Pauli has explained it: The two values are used as a bound if the function evaluates to opposite signs on each of the points.

"Sometimes" and "rarely" are two invincible enemies of troubleshooting. Please try to reproduce your observations under controlled conditions. We are most willing to debug, but need your support by a proper specification. Mille grazie!

Quote:
"Sometimes" and "rarely" are two invincible enemies of troubleshooting. Please try to reproduce your observations under controlled conditions. We are most willing to debug, but need your support by a proper specification. Mille grazie!

I know , I'll try to reproduce the conditions that cause the crash on my calculator so you can eliminate the problem.

Thanks

Alessandro

Hi Marcus,

unfortunately I'm not able to reproduce the solver crash but I can crash the calculator in this way:

1-reset the calculator

2-type a number

3-press very fastly ,at least twenty times ,the white down arrow key [SST]

4-without waiting repeat point 2 and 3 several times (usually 2)

at this point my calculator is frozen and I have to reset it.

Alessandro

Quote:
I can crash the calculator in this way:

1-reset the calculator

2-type a number

3-press very fastly ,at least twenty times ,the white down arrow key [SST]

4-without waiting repeat point 2 and 3 several times (usually 2)

at this point my calculator is frozen and I have to reset it.


Yep, that's indeed a procedure that happens very often in every day's use! ;-)

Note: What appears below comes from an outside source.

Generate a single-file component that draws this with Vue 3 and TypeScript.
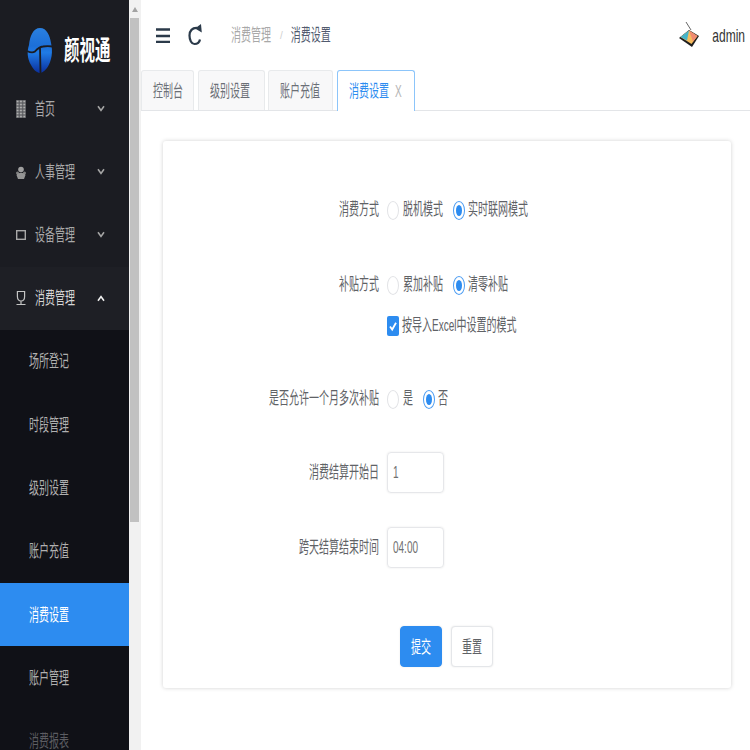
<script setup lang="ts">
import { ref } from 'vue'

const topMenus = [
  { name: '首页', icon: 'grid' },
  { name: '人事管理', icon: 'people' },
  { name: '设备管理', icon: 'box' }
]
const subMenus = ['场所登记', '时段管理', '级别设置', '账户充值', '消费设置', '账户管理', '消费报表']
const tabs = ['控制台', '级别设置', '账户充值']

const payMode = ref('online')
const subsidyMode = ref('clear')
const useExcel = ref(true)
const multiSubsidy = ref('no')
const startDay = ref('1')
const endTime = ref('04:00')
</script>

<template>
  <div class="page">
    <aside class="sidebar">
      <div class="logo">
        <svg class="logo_mark" viewBox="0 0 26 46">
          <defs>
            <linearGradient id="egg" x1="0" y1="0" x2="0" y2="1">
              <stop offset="0" stop-color="#2a80e0" />
              <stop offset="0.4" stop-color="#1c6fd8" />
              <stop offset="0.55" stop-color="#1f7be6" />
              <stop offset="1" stop-color="#0b2f9c" />
            </linearGradient>
            <pattern id="dots" width="3.300" height="3" patternUnits="userSpaceOnUse">
              <circle cx="1.650" cy="1.500" r="1.050" fill="#b0b0b0" />
            </pattern>
          </defs>
          <path d="M13 1 C20 1 23 9 24 16 C26 24 25 34 20 41 C17 45 14 46 13 46 C11 46 7 44 4 38 C0 31 0 24 2 18 C3 9 6 1 13 1 Z" fill="url(#egg)" />
          <path d="M0 24 C3 25.500 6 26 8 24.500 C10 22 12 20 16 19.500 C19 19 22 19 26 19.500 M13 20 L13.500 46" fill="none" stroke="#1b1c22" stroke-width="1.800" />
        </svg>
        <span class="logo_text">颜视通</span>
      </div>
      <div v-for="m in topMenus" :key="m.name" class="menu_row">
        <svg v-if="m.icon === 'grid'" class="menu_icon" viewBox="0 0 10 18">
          <rect width="10" height="18" fill="#5d5e62" />
          <rect width="10" height="18" fill="url(#dots)" />
        </svg>
        <svg v-else-if="m.icon === 'people'" class="menu_icon" viewBox="0 0 10 18">
          <circle cx="5" cy="6.500" r="2.800" fill="#a0a0a0" />
          <circle cx="1.500" cy="10" r="1.500" fill="#808080" />
          <circle cx="8.500" cy="10" r="1.500" fill="#808080" />
          <path d="M0.500 12 C2 9 8 9 9.500 12 L8 16 L2 16 Z" fill="#959595" />
        </svg>
        <svg v-else class="menu_icon" viewBox="0 0 10 18">
          <rect x="0.700" y="4.700" width="8.600" height="8.600" fill="none" stroke="#a8a8a8" stroke-width="1.400" />
        </svg>
        <span class="t menu_text">{{ m.name }}</span>
        <svg class="chevron" viewBox="0 0 8 7">
          <path d="M1 1.200 L4 5.400 L7 1.200" fill="none" stroke="#a5a5a5" stroke-width="1.600" />
        </svg>
      </div>
      <div class="menu_row menu_open">
        <svg class="menu_icon" viewBox="0 0 10 18">
          <path d="M1.400 2.500h7.200v5c0 3-1.600 4.500-3.600 4.500S1.400 10.500 1.400 7.500zM5 12v3M0.500 15.500h9" fill="none" stroke="#c4c4c4" stroke-width="1.200" />
        </svg>
        <span class="t menu_text">消费管理</span>
        <svg class="chevron" viewBox="0 0 8 7">
          <path d="M1 5.800 L4 1.600 L7 5.800" fill="none" stroke="#f0f0f0" stroke-width="1.600" />
        </svg>
      </div>
      <div class="submenu">
        <div
          v-for="(s, i) in subMenus"
          :key="s"
          class="sub_row"
          :class="{ sub_active: s === '消费设置', sub_dim: i === subMenus.length - 1 }"
        >
          <span class="t">{{ s }}</span>
        </div>
      </div>
    </aside>

    <div class="scrollbar">
      <div class="scroll_arrow"></div>
      <div class="scroll_thumb"></div>
    </div>

    <main class="main">
      <header class="topbar">
        <svg class="hamburger" viewBox="0 0 14 15">
          <path d="M0 1.500h14M0 8h14M0 14h14" stroke="#2b3a4a" stroke-width="2.400" />
        </svg>
        <svg class="refresh" viewBox="0 0 14 22">
          <path d="M9.500 4 C4 3.500 1.500 7 1.500 11.500 C1.500 16 3.500 20 6.500 20 C9.500 20 11.500 18 12 15.500" fill="none" stroke="#2b3a4a" stroke-width="2.200" />
          <path d="M7 4.500 L13 0 L13.800 8.500 Z" fill="#2b3a4a" />
        </svg>
        <div class="crumb">
          <span class="t crumb_prev">消费管理</span>
          <span class="crumb_sep">/</span>
          <span class="t crumb_cur">消费设置</span>
        </div>
        <div class="user">
          <svg class="avatar" viewBox="0 0 20 26">
            <path d="M7 0 L12 8" stroke="#666" stroke-width="1" />
            <path d="M0 16 L10 8 L20 14 L13 25 Z" fill="#1e1e1e" />
            <path d="M1.500 15 L10 8.500 L18.500 14 L12.500 22 Z" fill="#f6bc5c" />
            <path d="M1.500 15 L10 8.500 L8 18.500 Z" fill="#45b4c9" />
            <path d="M10 8.500 L18.500 14 L14 19.500 Z" fill="#f08a72" />
          </svg>
          <span class="t user_name">admin</span>
        </div>
      </header>

      <nav class="tabbar">
        <div v-for="t in tabs" :key="t" class="tab"><span class="t">{{ t }}</span></div>
        <div class="tab tab_active">
          <span class="t">消费设置</span>
          <span class="t tab_close">X</span>
        </div>
      </nav>

      <section class="content">
        <form class="card" @submit.prevent>
          <div class="form_row">
            <label class="t form_label">消费方式</label>
            <div class="form_ctrl">
              <span class="radio" :class="{ on: payMode === 'offline' }" @click="payMode = 'offline'"></span>
              <span class="t opt">脱机模式</span>
              <span class="radio" :class="{ on: payMode === 'online' }" @click="payMode = 'online'"></span>
              <span class="t opt">实时联网模式</span>
            </div>
          </div>

          <div class="form_row row_subsidy">
            <label class="t form_label">补贴方式</label>
            <div class="form_ctrl">
              <span class="radio" :class="{ on: subsidyMode === 'add' }" @click="subsidyMode = 'add'"></span>
              <span class="t opt">累加补贴</span>
              <span class="radio" :class="{ on: subsidyMode === 'clear' }" @click="subsidyMode = 'clear'"></span>
              <span class="t opt">清零补贴</span>
            </div>
          </div>

          <div class="form_row row_check">
            <span class="form_label"></span>
            <div class="form_ctrl">
              <span class="check" @click="useExcel = !useExcel">
                <svg v-if="useExcel" viewBox="0 0 12 20" preserveAspectRatio="none">
                  <path d="M3 10.500 L5.200 13.500 L9 6.800" fill="none" stroke="#fff" stroke-width="1.800" />
                </svg>
              </span>
              <span class="t check_text">按导入Excel中设置的模式</span>
            </div>
          </div>

          <div class="form_row row_multi">
            <label class="t form_label">是否允许一个月多次补贴</label>
            <div class="form_ctrl">
              <span class="radio" :class="{ on: multiSubsidy === 'yes' }" @click="multiSubsidy = 'yes'"></span>
              <span class="t opt">是</span>
              <span class="radio" :class="{ on: multiSubsidy === 'no' }" @click="multiSubsidy = 'no'"></span>
              <span class="t opt">否</span>
            </div>
          </div>

          <div class="form_row row_day">
            <label class="t form_label">消费结算开始日</label>
            <div class="form_ctrl">
              <div class="input"><span class="t">{{ startDay }}</span></div>
            </div>
          </div>

          <div class="form_row row_time">
            <label class="t form_label">跨天结算结束时间</label>
            <div class="form_ctrl">
              <div class="input"><span class="t">{{ endTime }}</span></div>
            </div>
          </div>

          <div class="form_actions">
            <button class="btn btn_primary" type="submit"><span class="t">提交</span></button>
            <button class="btn" type="reset"><span class="t">重置</span></button>
          </div>
        </form>
      </section>
    </main>
  </div>
</template>

<style>
html,
body {
  margin: 0;
  background: #fff;
  overflow: hidden;
}
</style>

<style scoped>
.page {
  display: flex;
  width: 750px;
  height: 750px;
  overflow: hidden;
  font-family: "Liberation Sans", "Noto Sans CJK SC", sans-serif;
  font-size: 10px;
  color: #606266;
}

/* the shot is squeezed sideways, so text is set narrow and stretched */
.t {
  display: inline-block;
  transform: translateY(1px) scaleY(1.650);
  line-height: 12px;
  white-space: nowrap;
}

.sidebar {
  width: 129px;
  flex-shrink: 0;
  background: #1b1c22;
  color: #a9a9a9;
}

.logo {
  height: 77px;
  padding: 27px 0 0 27px;
  box-sizing: border-box;
  display: flex;
  gap: 11px;
}

.logo_mark {
  width: 26px;
  height: 46px;
}

.logo_text {
  display: inline-block;
  margin-top: 16px;
  height: 15px;
  line-height: 15px;
  font-size: 15.500px;
  font-weight: 700;
  color: #fff;
  transform: scaleY(1.750);
  white-space: nowrap;
}

.menu_row {
  height: 63.200px;
  display: flex;
  align-items: center;
  padding: 0 24px 0 16px;
  box-sizing: border-box;
}

.menu_open {
  background: #1e1f25;
  color: #d6d6d6;
}

.menu_icon {
  width: 10px;
  height: 18px;
  margin-right: 9px;
}

.menu_text {
  flex: 1;
}

.chevron {
  width: 8px;
  height: 7px;
}

.submenu {
  background: #101117;
}

.sub_row {
  height: 63.300px;
  display: flex;
  align-items: center;
  padding-left: 29px;
  color: #b0b0b0;
}

.sub_active {
  background: #2d8cf0;
  color: #fff;
}

.sub_dim {
  color: #5c5d62;
}

.scrollbar {
  width: 12px;
  flex-shrink: 0;
  background: #f1f1f1;
}

.scroll_arrow {
  width: 0;
  height: 0;
  margin: 7px 0 6px 3px;
  border-left: 3px solid transparent;
  border-right: 3px solid transparent;
  border-bottom: 5px solid #a3a3a3;
}

.scroll_thumb {
  width: 9px;
  height: 504px;
  margin-left: 1px;
  background: #c1c1c1;
}

.main {
  flex: 1;
  min-width: 0;
}

.topbar {
  height: 70px;
  display: flex;
  align-items: center;
  padding: 0 5px 0 15px;
  box-sizing: border-box;
}

.hamburger {
  width: 14px;
  height: 15px;
}

.refresh {
  width: 14px;
  height: 22px;
  margin-left: 18px;
}

.crumb {
  display: flex;
  align-items: center;
  margin-left: 29px;
}

.crumb_prev {
  color: #a8a8a8;
}

.crumb_sep {
  margin: 0 8px 0 9px;
  color: #d0d0d0;
}

.crumb_cur {
  color: #515a6e;
}

.user {
  margin-left: auto;
  display: flex;
  align-items: center;
  gap: 13px;
}

.avatar {
  width: 20px;
  height: 26px;
}

.user_name {
  font-size: 12px;
  transform: translateY(1px) scaleY(1.550);
  color: #333;
}

.tabbar {
  height: 41px;
  display: flex;
  gap: 3px;
  box-sizing: border-box;
  border-bottom: 1px solid #e3e5e8;
}

.tab {
  height: 40px;
  padding: 0 12px 0 11px;
  display: flex;
  align-items: center;
  box-sizing: border-box;
  background: #f8f8f9;
  border: 1px solid #e8eaec;
  border-bottom: none;
  border-radius: 3px 3px 0 0;
  color: #6b6f76;
}

.tab:nth-child(1) {
  padding-right: 10px;
  margin-right: 1px;
}

.tab:nth-child(2) {
  padding-right: 14px;
}

.tab:nth-child(3) {
  margin-right: 1px;
}

.tab_active {
  height: 41px;
  background: #fff;
  border: 1px solid #8cc5fa;
  border-bottom: none;
  color: #2d8cf0;
}

.tab_close {
  margin-left: 6px;
  color: #b5b5b5;
}

.content {
  padding: 30px 19px 0 22px;
}

.card {
  padding: 48px 0 21px;
  background: #fff;
  border-radius: 3px;
  box-shadow: 0 0 4px rgba(0, 0, 0, 0.180);
}

.form_row {
  display: flex;
  align-items: center;
  height: 40px;
}

.row_subsidy {
  margin-top: 35px;
}

.row_check {
  margin-top: 1px;
}

.row_multi {
  margin-top: 33px;
}

.row_day {
  margin-top: 34px;
}

.row_time {
  margin-top: 35px;
}

.form_label {
  width: 216px;
  flex-shrink: 0;
  margin-right: 8px;
  text-align: right;
}

.form_ctrl {
  display: flex;
  align-items: center;
}

.radio {
  position: relative;
  width: 12px;
  height: 19px;
  margin: 2px 4px 0 0;
  box-sizing: border-box;
  border: 1.500px solid #e2e3e6;
  border-radius: 50%;
}

.radio.on {
  margin-right: 3px;
  border: 1px solid #4d9df2;
}

.radio.on::after {
  content: "";
  position: absolute;
  inset: 3px 2px;
  border-radius: 50%;
  background: #2d8cf0;
}

.opt {
  margin-right: 10px;
}

.check {
  width: 12px;
  height: 20px;
  margin: 2px 3px 0 0;
  border-radius: 2px;
  background: #2d8cf0;
}

.check svg {
  display: block;
  width: 12px;
  height: 20px;
}

.check_text {
  color: #606266;
}

.input {
  width: 57px;
  height: 41px;
  padding-left: 5px;
  display: flex;
  align-items: center;
  box-sizing: border-box;
  border: 1px solid #e6e7ea;
  border-radius: 4px;
  box-shadow: 0 0 2px rgba(0, 0, 0, 0.100);
  color: #707070;
}

.form_actions {
  display: flex;
  gap: 9px;
  margin-top: 59px;
  padding-left: 237px;
}

.btn {
  width: 42px;
  height: 41px;
  padding: 0;
  border: 1px solid #e4e6e9;
  border-radius: 4px;
  background: #fff;
  box-shadow: 0 0 2px rgba(0, 0, 0, 0.100);
  font: inherit;
  color: #606266;
}

.btn_primary {
  border-color: #2d8cf0;
  background: #2d8cf0;
  color: #fff;
}
</style>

What is the current program?

Hi Marcus,

my version is 2641 and there isn't a current program after I've resetted. Battery level is 2.9

I think that crash isn't caused from what keys I press but only from the speed of typing in.

I'm new to WP34 but in the first two hours I've used ,testing SLV and not making this unusual procedure,

I had to reset four times: perhaps this is only a problem of my unit.

Alessandro

I can reproduce it. You are not alone :-)

I must admit that I was able to reproduce the hang myself. I have no idea what goes wrong here and my hardware debugging unit is broken. I'm going to increase the probability of the fault by creating a version with a much shorter keyboard buffer. Maybe I get an idea what the cause is.

The latest build contains a fix in the watch dog reset logic. In theory this should at least help to recover from any hangs. The calculator should show a "Reset" message after a few seconds.

I hope this helps.

Edit: The watch dog might well have been the culprit. It is served only when a heartbeat kicks in. With a full keyboard buffer, the heartbeats are ignored and thus it's possible that the watch dog isn't served in time. I may add another call to the watch dog reset routine if a valid keystroke is executed to avoid this.


Edited: 18 Mar 2012, 11:56 a.m.

Hi Marcus,

thanks, I'll try it as soon as possible.